The second interpretation is the selection of the best modeling method. In fact, the existing evaluation metrics for the forecasting model are generally indecorous to provide enough information for evaluating the modeling method and hence introduce a solid judgment on the model performance. On the other hand, the evaluation of the model should be based on the purpose of the model based on the level the user of the model (water resources planner and decision-maker). Actually, the decision-makers usually give a great attention for the extreme stream-flow pattern in order to avoid having flood and/or drought period, and hence, it is preferable to achieve high forecasting accuracy for extreme events without precaution for the medium–high/medium stream-flow/medium–low categories. Also, the water resources planners usually keen for having homogenous distribution errors and then low RMSE for all categories of the stream-flow which give them the flexibility to introduce a proper plan in order to avoid the water deficit at any stream-flow categories.

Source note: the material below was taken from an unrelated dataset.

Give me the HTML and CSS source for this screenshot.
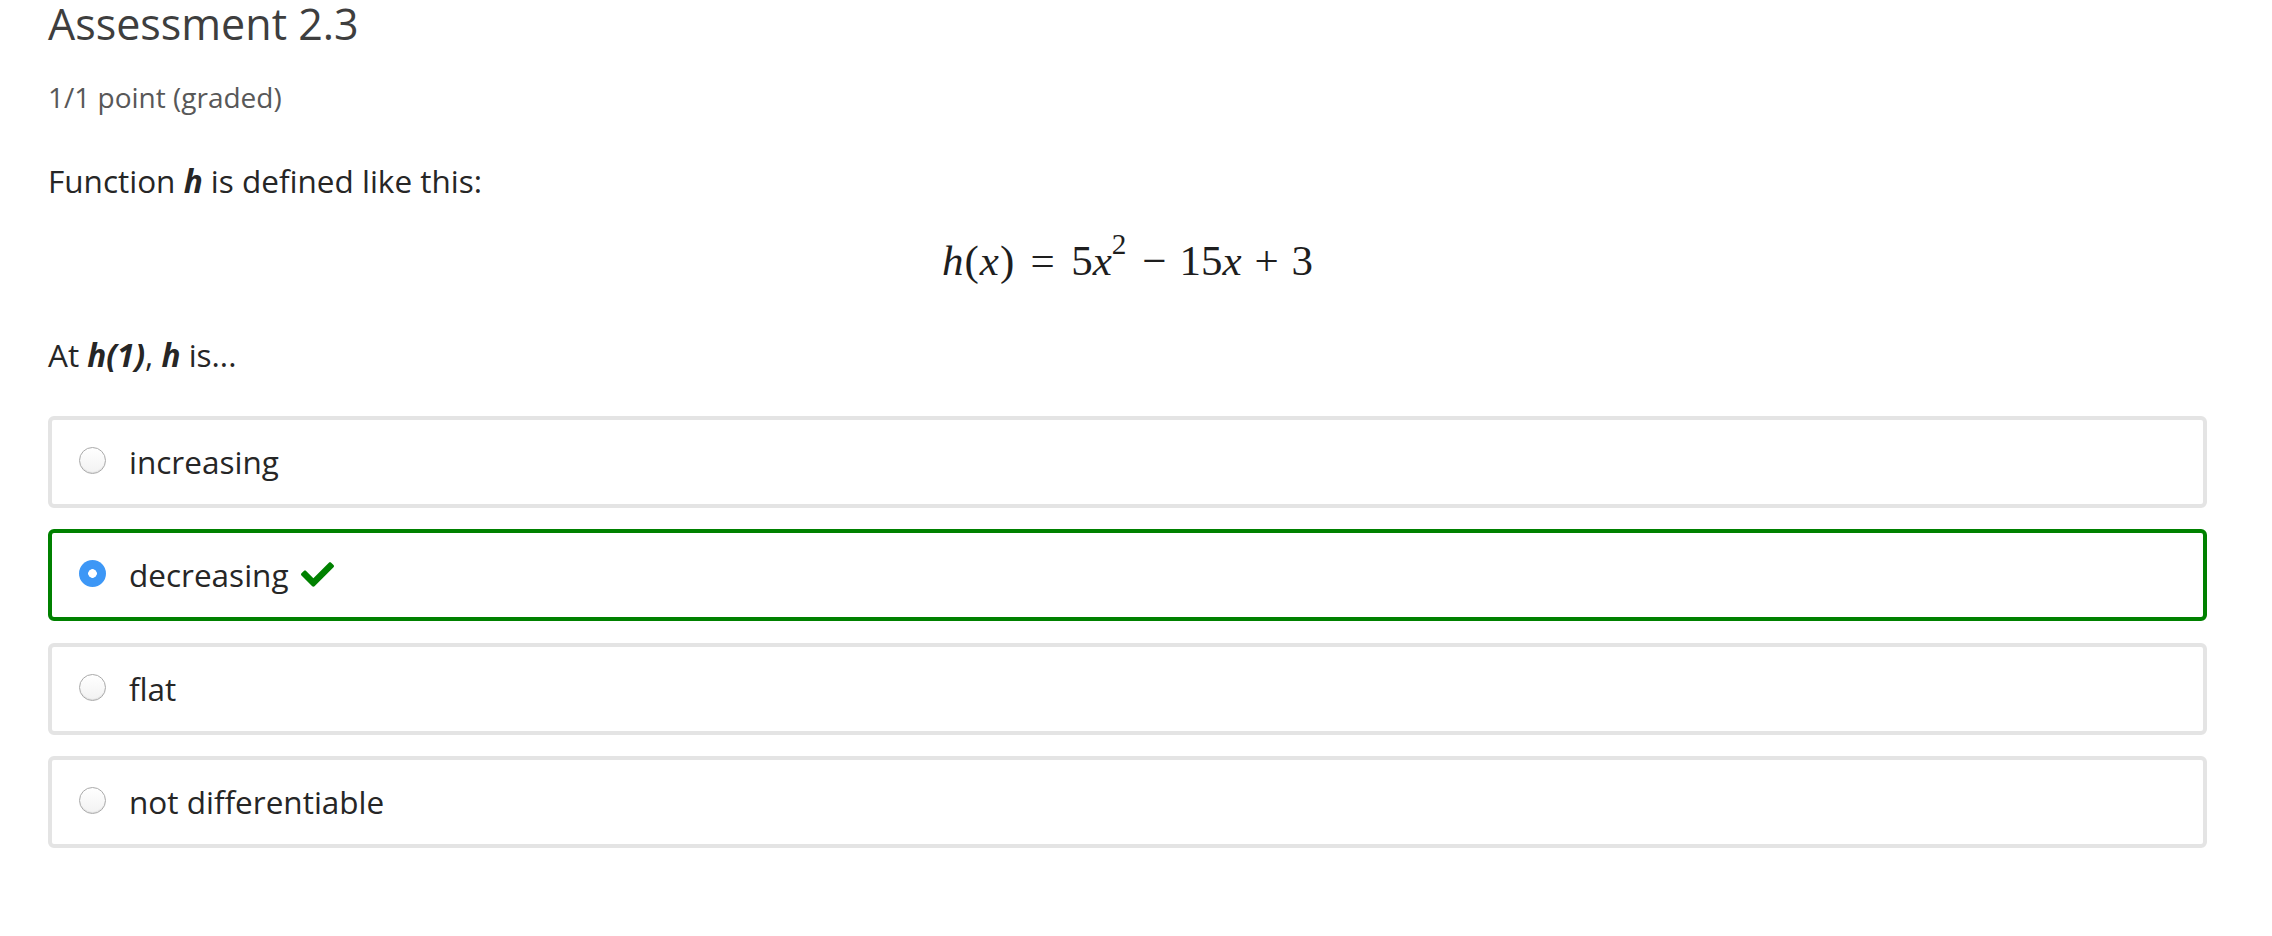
FILE: index.html
```html
<!DOCTYPE html>
<html lang="en">
<head>
<meta charset="utf-8">
<title>Assessment 2.3</title>
<link rel="stylesheet" href="styles.css">
</head>
<body>
<div class="problem">
  <h2 class="problem-title">Assessment 2.3</h2>
  <div class="problem-progress">1/1 point (graded)</div>
  <p class="prompt">Function <b><i>h</i></b> is defined like this:</p>
  <div class="equation"><span class="mi">h</span><span class="mp">(</span><span class="mi">x</span><span class="mp">)</span><span class="rel">=</span><span>5</span><span class="mi">x</span><span class="sup">2</span><span class="op">−</span><span>15</span><span class="mi">x</span><span class="op">+</span><span>3</span></div>
  <p class="prompt question">At <b><i>h(1)</i></b>, <b><i>h</i></b> is...</p>
  <div class="choices">
    <label class="choice">
      <span class="radio"></span>
      <span class="choice-text">increasing</span>
    </label>
    <label class="choice choice-correct">
      <span class="radio radio-checked"></span>
      <span class="choice-text">decreasing</span>
      <svg class="check" viewBox="0 64 512 384" width="33" height="25" aria-hidden="true"><path fill="#008100" d="M173.898 439.404l-166.4-166.4c-9.997-9.997-9.997-26.206 0-36.204l36.203-36.204c9.997-9.998 26.207-9.998 36.204 0L192 312.69 432.095 72.596c9.997-9.997 26.207-9.997 36.204 0l36.203 36.204c9.997 9.997 9.997 26.206 0 36.204l-294.4 294.401c-9.998 9.997-26.207 9.997-36.204-.001z"/></svg>
    </label>
    <label class="choice">
      <span class="radio"></span>
      <span class="choice-text">flat</span>
    </label>
    <label class="choice">
      <span class="radio"></span>
      <span class="choice-text">not differentiable</span>
    </label>
  </div>
</div>
</body>
</html>
```

FILE: styles.css
```css
html, body {
  margin: 0;
  padding: 0;
  background: #ffffff;
}

body {
  font-family: "Open Sans", "Noto Sans", sans-serif;
  color: #313131;
}

.problem {
  padding: 0 65px 0 48px;
}

.problem-title {
  margin: 0;
  font-size: 43px;
  font-weight: 400;
  line-height: 48px;
  color: #3e3e3e;
}

.problem-progress {
  margin-top: 29px;
  font-size: 28px;
  line-height: 40px;
  color: #585858;
}

.prompt {
  margin: 40px 0 0 0;
  font-size: 31.5px;
  line-height: 48px;
  color: #262626;
}

.prompt b {
  font-weight: 700;
}

.question {
  margin-top: 42px;
}

.equation {
  margin-top: 28px;
  text-align: center;
  font-family: "Liberation Serif", "DejaVu Serif", serif;
  font-size: 43px;
  line-height: 56px;
  color: #1e1e1e;
}

.equation .mi {
  font-style: italic;
}

.equation .mi + .mp,
.equation .mp + .mi {
  margin-left: 1px;
}

.equation .rel {
  margin: 0 0.38em;
}

.equation .op {
  margin: 0 0.3em;
}

.equation .sup {
  font-size: 0.68em;
  vertical-align: 0.72em;
  line-height: 0;
  margin-left: 0;
  margin-right: 3px;
}

.choices {
  margin-top: 37px;
  display: flex;
  flex-direction: column;
  gap: 21.33px;
}

.choice {
  box-sizing: border-box;
  height: 92px;
  display: flex;
  align-items: center;
  padding-left: 27px;
  border: 4px solid #e4e4e4;
  border-radius: 6px;
  font-size: 31.5px;
  line-height: 48px;
  color: #262626;
}

.choice-correct {
  border-color: #008100;
}

.radio {
  box-sizing: border-box;
  flex: none;
  width: 27px;
  height: 27px;
  margin-right: 23px;
  margin-bottom: 3px;
  border-radius: 50%;
  border: 1.5px solid #aaaaaa;
  background: linear-gradient(#ffffff, #f2f2f2);
  box-shadow: inset 0 -1px 1px rgba(0, 0, 0, 0.08);
}

.radio-checked {
  border: none;
  background: radial-gradient(circle, #ffffff 0 4px, #3d97f6 4.6px);
  box-shadow: none;
}

.check {
  margin-left: 12px;
  margin-bottom: 2px;
  flex: none;
}
```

In context of the present results, it is important to highlight practical significance of implementing data intelligence predictive models in the present study region using the case of upper Senegal River. One important consideration is that the electric power generated by Manantali dam that is built on the Bafing tributary is shared by the Senegal River basin riparian states on a daily basis. Hence, a prediction of the energy production at a horizon of one day ahead timescale is likely to generate valuable information for the river basin management organization (OMVS). Such information can be used by OMVS in their daily river basin management decisions since stream-flow a primary input required to estimate the power production. Therefore, developing accurate and reliable models for predicting stream-flow at short forecast horizons (e.g., daily) can help decision-makers to better manage the water resources. In addition, the established modeling can provide crucial information for energy production and management to avoid potential conflicts between the different riparian states.

Conclusion

Accurate river flow forecasts are a vital component of power production, sustainable water planning and management. Particularly, the forecasting of stream-flow is crucial for the management of hydropower production, flood and reservoir management decisions. Several data-driven techniques are currently available for hydrological forecasting purposes. This study has investigated and compared the abilities of the GRNN and the SVR model in forecasting the daily stream-flow of Bafing Makana station on the upper Senegal River basin using the input combinations of rainfall, evapotranspiration and historical stream-flow at different lagged timescales (t − 1, t − 2, t − 3). Four standard statistical performance evaluation measures (i.e., RMSE, MAPE, d, and R2) have been adopted to evaluate the performances of the data-driven models. These models with different input combinations were compared with each other in their ability to estimate daily stream-flow data. The results showed that the data-driven models with a larger number of inputs combination generally led to a better accuracy and that the SVR model outperformed the GRNN model in predicting daily stream-flow for all inputs combinations and modeling scenario. The present study showed that SVR model can be a valuable predictive tool for stream-flow prediction and it can assist the Senegal River basin organization to better manage the Senegal River water resources, especially in the upper part of the basin.